Ponto 5 - Novamente a propósito de crise. Sem querer apontar culpas a ninguém, tenho de confessar que os piores momentos de crise que já assisti nos meus anos de role player (excluindo os jogadores-palhaço que conheci nos tempos de liceu e que se divertiam a converter as sessões de jogo numa versao slapstick de um RPG) têm precisamente que ver com a descoberta do "Novo Mundo". Há pouco tempo criou-se um cisão no meu grupo por causa de uma discussão sobre os temas que têm sido muito debatidos aqui. Claro que havia questões pessoais mais antigas que agravaram a discussão. Claro que um dos interlocutores nessa discussão é um tipo inflexível. Mas se a Forge nunca tivesse aparecido - provavelmente o Ricardo Madeira não era um homem tão feliz ;) - mas o meu grupo de jogo seria maior! Portanto, sim, eu guardo algum rancor ao Ron Edwards & Friends por, indirectamente, terem ajudado a perturbar o meu grupo de jogo!!! Mas não levem este ponto muito a sério, é um desabafo meio na brincadeira...

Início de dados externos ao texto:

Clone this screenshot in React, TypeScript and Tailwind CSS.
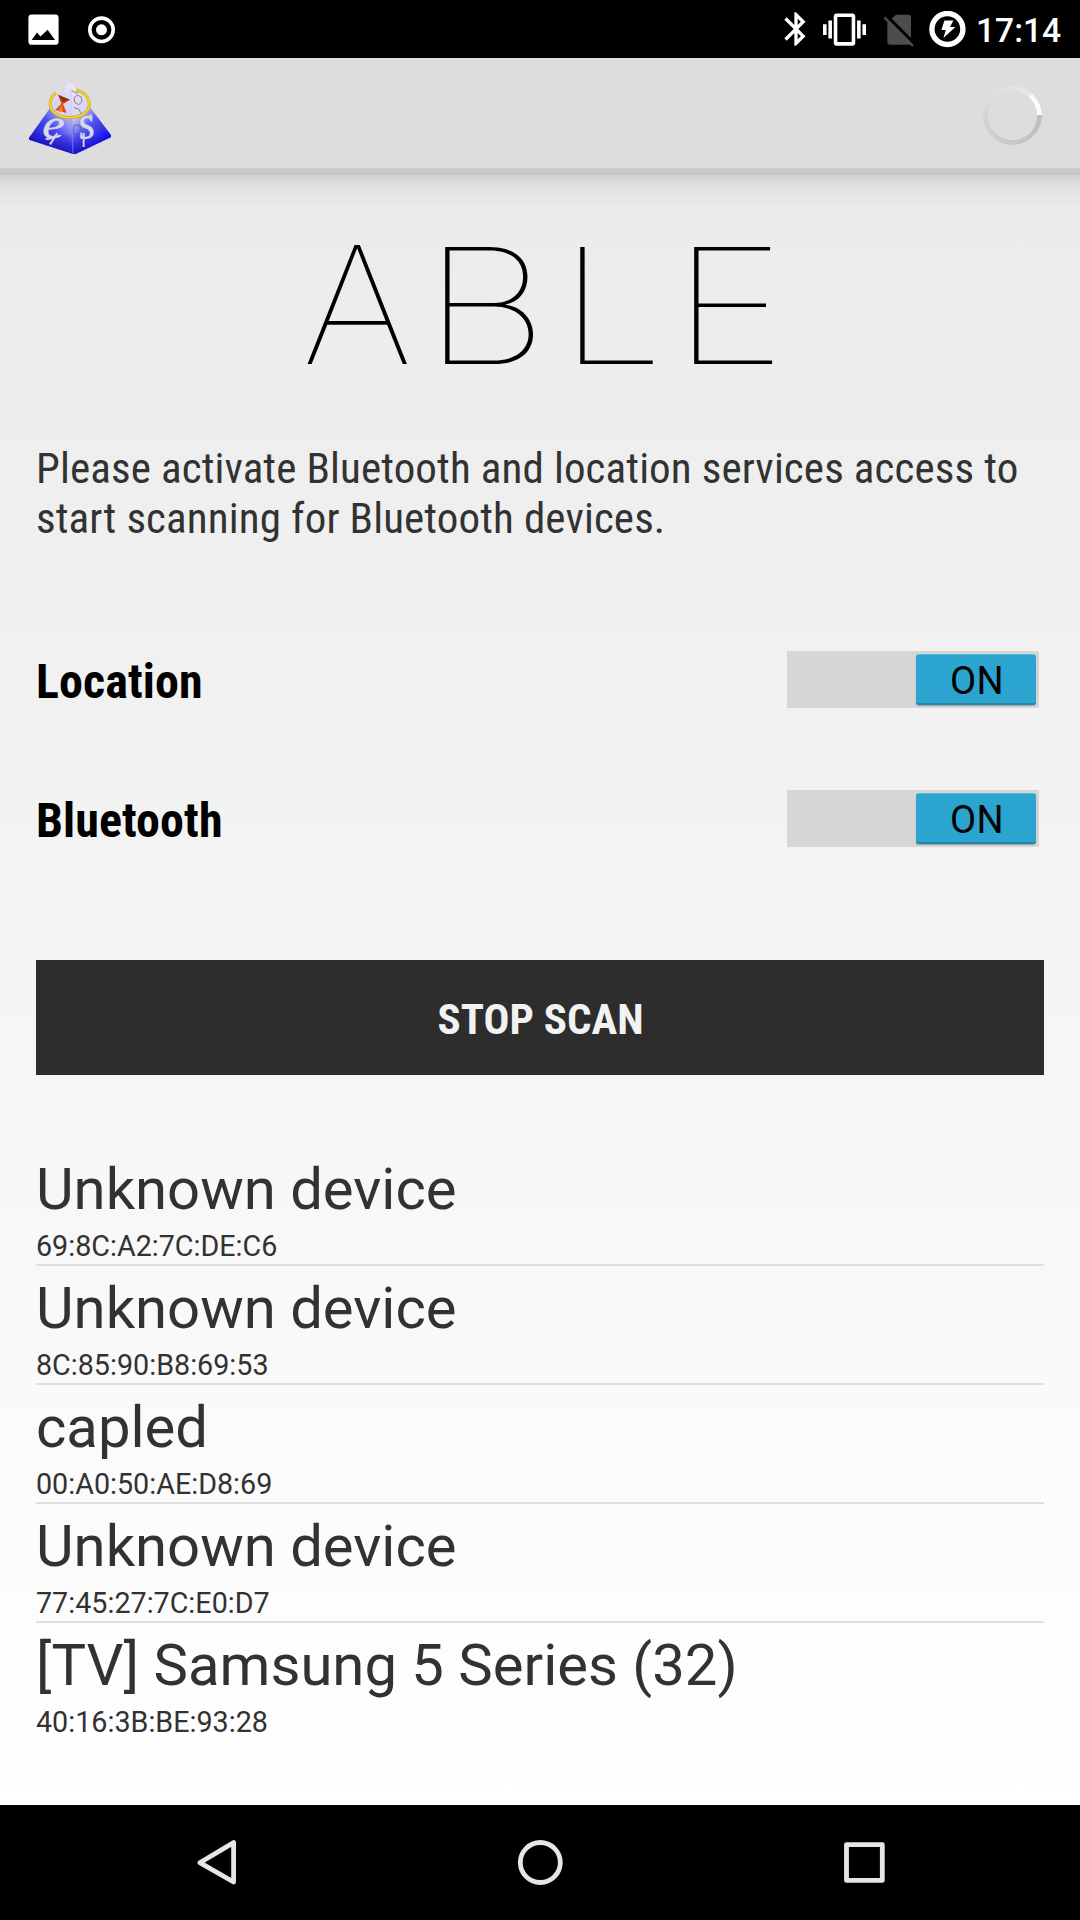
const devices = [
  { name: "Unknown device", address: "69:8C:A2:7C:DE:C6" },
  { name: "Unknown device", address: "8C:85:90:B8:69:53" },
  { name: "capled", address: "00:A0:50:AE:D8:69" },
  { name: "Unknown device", address: "77:45:27:7C:E0:D7" },
  { name: "[TV] Samsung 5 Series (32)", address: "40:16:3B:BE:93:28" },
];

function StatusBar() {
  return (
    <div className="flex h-[58px] items-center bg-black text-white">
      <svg className="ml-[28px] h-[31px] w-[31px]" viewBox="0 0 31 31">
        <rect x="0.4" y="0.4" width="30.2" height="30.4" rx="3.4" fill="#fff" />
        <path d="M3.7 26 L9 18.6 L12.4 22.6 L19.6 15.7 L27 26 Z" fill="#000" />
      </svg>
      <svg className="ml-[28px] h-[29px] w-[29px]" viewBox="0 0 29 29">
        <circle cx="14.5" cy="14.8" r="11.7" fill="none" stroke="#fff" strokeWidth="3.6" />
        <circle cx="14.5" cy="14.8" r="5.5" fill="#fff" />
      </svg>
      <svg className="ml-[660px] h-[40px] w-[40px]" viewBox="0 0 24 24" fill="#fff">
        <path d="M17.71 7.71L12 2h-1v7.59L6.41 5 5 6.41 10.59 12 5 17.59 6.41 19 11 14.41V22h1l5.71-5.71-4.3-4.29 4.3-4.29zM13 5.83l1.88 1.88L13 9.59V5.83zm1.88 10.46L13 18.17v-3.76l1.88 1.88z" />
      </svg>
      <svg className="ml-[7px] h-[43px] w-[43px]" viewBox="0 0 24 24" fill="#fff">
        <path d="M0 15h2V9H0v6zm3 2h2V7H3v10zm19-8v6h2V9h-2zm-3 8h2V7h-2v10zM16.5 3h-9C6.67 3 6 3.67 6 4.5v15c0 .83.67 1.5 1.5 1.5h9c.83 0 1.5-.67 1.5-1.5v-15c0-.83-.67-1.5-1.5-1.5zM16 19H8V5h8v14z" />
      </svg>
      <svg className="ml-[18px] mt-[2px] h-[33px] w-[30px]" viewBox="372 40 90 99">
        <path d="M408 42 H446 Q453 42 453 49 V132 H389 Q382 132 382 125 V66 Z" fill="#4d4d4d" />
        <path d="M382 47 L466 131" stroke="#000" strokeWidth="9" />
        <path d="M373 50 L459 136" stroke="#4d4d4d" strokeWidth="7" />
      </svg>
      <svg className="ml-[15px] h-[37px] w-[37px]" viewBox="0 0 37 37">
        <circle cx="18.4" cy="18" r="15.5" fill="none" stroke="#fff" strokeWidth="5.4" />
        <path d="M15.4 9.6 H24.4 L21 16 H26.4 L14.4 27 L16.8 19 H12.4 Z" fill="#fff" />
      </svg>
      <span className="ml-[10px] mt-[3px] text-[33.6px] leading-[40px] font-medium">17:14</span>
    </div>
  );
}

function Logo() {
  return (
    <svg className="h-[76px] w-[84px]" viewBox="84 234 252 228">
      <defs>
        <linearGradient id="left" x1="0.9" y1="0" x2="0.3" y2="1">
          <stop offset="0" stopColor="#f4f2fb" />
          <stop offset="0.4" stopColor="#a9a8f2" />
          <stop offset="0.62" stopColor="#4c4cf0" />
          <stop offset="1" stopColor="#1512c4" />
        </linearGradient>
        <linearGradient id="right" x1="0.1" y1="0" x2="0.7" y2="1">
          <stop offset="0" stopColor="#f3f3f6" />
          <stop offset="0.4" stopColor="#c2c2f2" />
          <stop offset="0.6" stopColor="#5656f6" />
          <stop offset="1" stopColor="#0a06ee" />
        </linearGradient>
        <linearGradient id="base" x1="0" y1="0" x2="0" y2="1">
          <stop offset="0.6" stopColor="#0900a8" stopOpacity="0" />
          <stop offset="1" stopColor="#0900a8" stopOpacity="0.65" />
        </linearGradient>
      </defs>
      <path d="M209 238 L87 410 V416 L219 459 Z" fill="url(#left)" />
      <path d="M209 238 L219 459 H227 L333 409 V402 Z" fill="url(#right)" />
      <path d="M165 300 L87 410 V416 L219 459 H227 L333 409 V402 L262 312 Z" fill="url(#base)" />
      <path d="M211 240 L219 459" stroke="#7777ff" strokeWidth="4" opacity="0.6" />
      <ellipse cx="209" cy="309" rx="55" ry="38" fill="#e3dcf4" opacity="0.75" />
      <path d="M209 237 L190 272 L224 272 Z" fill="#e6e2f4" />
      <g fill="none" stroke="#55556c" strokeWidth="3" opacity="0.65">
        <path d="M222 290 l10 -8 l12 6 l2 14 l-10 9 l-12 -7 Z M222 320 l14 4 l8 14 l-12 8 M220 384 l4 -12 h14 l6 14 l-8 14 h-14 Z M286 368 l14 2 l2 12 l-12 6 M214 268 l14 8 l12 -6 l10 12" />
      </g>
      <path d="M168 277 C148 290 148 316 156 327 C171 350 213 354 238 345 C265 335 273 316 265 296 C260 280 245 271 229 267" fill="none" stroke="#cfa81a" strokeWidth="9" />
      <path d="M168 277 C148 290 148 316 156 327 C171 350 213 354 238 345 C265 335 273 316 265 296 C260 280 245 271 229 267" fill="none" stroke="#f0da30" strokeWidth="5" />
      <path d="M174 281 L210 296 L189 309 L200 336 L166 327 L184 308 Z" fill="#d9480c" />
      <path d="M174 281 L210 296 L189 303 Z" fill="#8a3214" />
      <path d="M174 330 L186 311 L189 333 Z" fill="#ff7a24" />
      <g fill="#d8d8e6" stroke="#d8d8e6" strokeWidth="1.5" fontFamily="Liberation Serif" fontStyle="italic">
        <text x="0" y="0" fontSize="124" transform="translate(125 408) rotate(5) scale(1.18 1)">e</text>
        <text x="0" y="0" fontSize="140" transform="translate(240 415) rotate(-8) scale(0.9 1)">s</text>
      </g>
      <path d="M137 414 Q160 416 172 397 L150 430" fill="none" stroke="#d4d4e0" strokeWidth="6" />
      <path d="M251 396 V438 M272 340 V358" fill="none" stroke="#d4d4e0" strokeWidth="6" />
    </svg>
  );
}

function ActionBar() {
  return (
    <div>
      <div className="flex h-[110px] items-center justify-between border-t-2 border-[#e1e1e1] bg-[#dddddd] pl-[28px] pr-[38px]">
        <div className="mt-[5px]">
          <Logo />
        </div>
        <div className="mt-[3px] h-[59px] w-[59px] rounded-full bg-[conic-gradient(from_90deg,#bcbcbc_0deg,#c8c8c8_90deg,#d4d4d4_180deg,#dddddd_225deg,#e3e3e3_270deg,#e8e8e8_312deg,#fbfbfb_313deg,#fbfbfb_360deg)] [mask-image:radial-gradient(circle,transparent_24.2px,black_25px)]" />
      </div>
      <div className="h-[5px] bg-[#cbcbcb]" />
      <div className="h-[2px] bg-[#c3c3c3]" />
    </div>
  );
}

function Toggle({ label }: { label: string }) {
  return (
    <div className="flex h-[57px] items-center justify-between pr-[5px]">
      <span className="mt-[4px] font-['Roboto_Condensed'] text-[48px] leading-[56px] font-bold tracking-[0.1px] text-black">{label}</span>
      <div className="flex h-[57px] w-[252px] justify-end bg-[#d6d6d6] pt-[3px] pr-[3px]">
        <div className="flex h-[51px] w-[120px] items-center justify-center rounded-[3px] border-t border-b-2 border-t-[#55bbd9] border-b-[#2485a8] bg-[#2ba4d0] pl-[2px] shadow-[0_1px_1px_rgba(0,0,0,0.25)]">
          <span className="mt-[4px] text-[38px] leading-[44px] tracking-[0.4px] text-black">ON</span>
        </div>
      </div>
    </div>
  );
}

function NavBar() {
  return (
    <div className="flex h-[115px] justify-between bg-black pt-[34px] pl-[196px] pr-[194px]">
      <svg className="h-[48px] w-[42px]" viewBox="0 0 42 48" fill="none" stroke="#e6e6e6" strokeWidth="4.8" strokeLinejoin="round">
        <path d="M37.6 3.6 V43 L3.8 23.7 Z" />
      </svg>
      <svg className="h-[48px] w-[48px]" viewBox="0 0 48 48" fill="none" stroke="#e6e6e6" strokeWidth="4.8">
        <circle cx="23.3" cy="23.5" r="20" />
      </svg>
      <svg className="h-[48px] w-[42px]" viewBox="0 0 42 48" fill="none" stroke="#e6e6e6" strokeWidth="4.8" strokeLinejoin="round">
        <rect x="2.5" y="5.6" width="35.8" height="35.8" />
      </svg>
    </div>
  );
}

export default function App() {
  return (
    <div className="flex h-[1920px] w-[1080px] flex-col overflow-hidden font-['Roboto',sans-serif] text-[#323232]">
      <StatusBar />
      <ActionBar />
      <main className="flex-1 bg-[linear-gradient(to_bottom,rgba(0,0,0,0.11)_0px,rgba(0,0,0,0.045)_12px,rgba(0,0,0,0)_34px),linear-gradient(to_bottom,#ebebeb,#ffffff)] px-[36px] pt-[50px]">
        <h1 aria-label="ABLE" className="flex h-[160px] pl-[266px] font-['Inter'] text-[163px] leading-[160px] font-thin text-black">
          <span className="w-[121px] origin-left scale-x-[1.06]">A</span>
          <span className="w-[136px] origin-[0_140px] scale-x-[1.2] scale-y-[0.985]">B</span>
          <span className="w-[113px] origin-[0_140px] scale-x-[1.15] scale-y-[0.985]">L</span>
          <span className="w-[116px] origin-[0_140px] scale-x-[1.2] scale-y-[0.985]">E</span>
        </h1>
        <p className="mt-[58px] font-['Roboto_Condensed'] text-[43px] leading-[50px] tracking-[0.12px]">
          Please activate Bluetooth and location services access to start scanning for Bluetooth devices.
        </p>
        <div className="mt-[108px] flex flex-col gap-[82px]">
          <Toggle label="Location" />
          <Toggle label="Bluetooth" />
        </div>
        <button className="mt-[113px] flex h-[115px] w-full items-center justify-center bg-[#2d2d2d] pt-[2px] pl-px font-['Roboto_Condensed'] text-[43px] leading-[50px] font-bold text-[#f2f2f2]">
          STOP SCAN
        </button>
        <ul className="mt-[72px]">
          {devices.map((device) => (
            <li key={device.address} className="h-[119px] border-b-2 border-[#dfdfdf] pt-[8px] last:border-transparent">
              <div className="text-[58px] leading-[68px]">{device.name}</div>
              <div className="mt-[6px] text-[28.7px] leading-[34px]">{device.address}</div>
            </li>
          ))}
        </ul>
      </main>
      <NavBar />
    </div>
  );
}
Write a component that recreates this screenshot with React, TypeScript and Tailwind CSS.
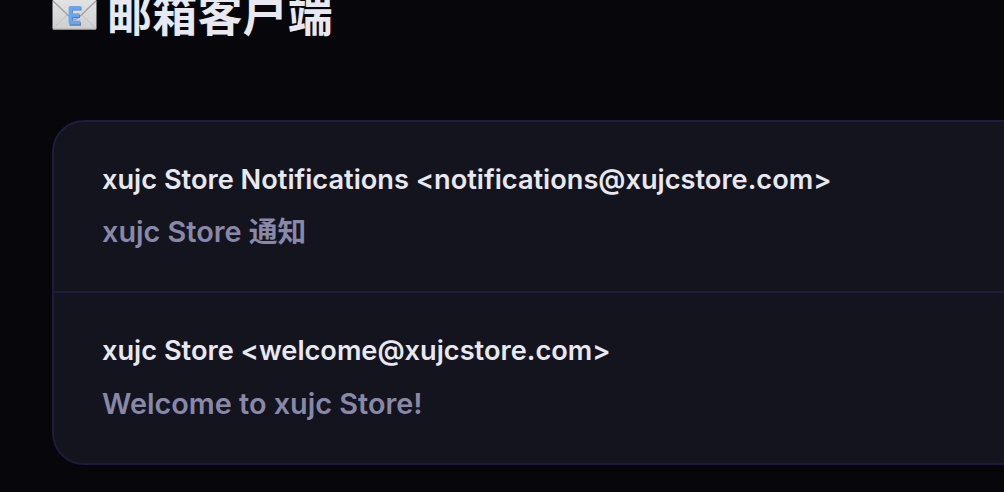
const messages = [
  { sender: "xujc Store Notifications <notifications@xujcstore.com>", subject: "xujc Store 通知" },
  { sender: "xujc Store <welcome@xujcstore.com>", subject: "Welcome to xujc Store!" },
];

function MailIcon() {
  return (
    <svg width="45" height="30" viewBox="0 0 45 30" className="shrink-0">
      <defs>
        <linearGradient id="paper" x1="0" y1="0" x2="0" y2="1">
          <stop offset="0" stopColor="#e2e2e2" />
          <stop offset="1" stopColor="#cfcfcf" />
        </linearGradient>
      </defs>
      <rect x="0.500" width="44" height="29.500" rx="1" fill="url(#paper)" />
      <path d="M1 28.500L16 14M44 28.500L29 14" stroke="#c0c0c0" fill="none" />
      <path d="M1 1L19 18Q22.500 21 26 18L44 1" stroke="#a0a0a0" strokeWidth="1.300" fill="none" />
      <path d="M1 29H44" stroke="#b0b0b0" />
      {/* blue E badge with its drop shadow */}
      <path d="M29.500 8.800H19.300V24H29M19.300 16.200H28" stroke="#6f7680" strokeWidth="3.400" fill="none" />
      <path d="M28.800 7.800H18.500V22.500H28.300M18.500 15.200H27.300" stroke="#64a5f5" strokeWidth="3.800" strokeLinejoin="round" fill="none" />
    </svg>
  );
}

export default function App() {
  return (
    <main className="h-[492px] w-full overflow-hidden bg-[#06060b] pl-[52px] font-['Inter','Noto_Sans_CJK_SC',sans-serif]">
      <header className="flex h-[120px] items-start">
        <MailIcon />
        <h1 className="-mt-[16px] ml-[10px] text-[45px] leading-[64px] font-semibold tracking-[0.2px] text-[#e8e8f0]">邮箱客户端</h1>
      </header>

      <section className="h-[345px] w-[1100px] rounded-[32px] border-2 border-[#201a3c] bg-[#14141f]">
        {messages.map((message) => (
          <article
            key={message.sender}
            className="h-[171.3px] border-b-2 border-[#201a3c] pt-[37px] pl-12 whitespace-nowrap last:border-b-0"
          >
            <h2 className="text-[27.2px] leading-[42px] font-semibold text-[#e8e8f0]">{message.sender}</h2>
            <p className="mt-[10.3px] text-[28.8px] leading-[42px] font-semibold text-[#8888a8]">{message.subject}</p>
          </article>
        ))}
      </section>
    </main>
  );
}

Ponto 6 - Jogo com pessoas que conheço há muitos anos (na maioria dos casos) e julgo que as técnicas da teoria do RPG se aplicam muito melhor a quem joga em convenções ou a quem recebe novos jogadores ou muda constantemente de grupo. Eu conheço (ou penso conhecer) razoavelmente bem os gostos e interesses dos meus jogadores e acho que não tenho assim tanta necessidade de técnicas para interagir socialmente com eles (???), seja lá o que isto queira dizer...
Bom, espero que, finalmente, tenha conseguido clarificar a minha posição com alguma objectividade.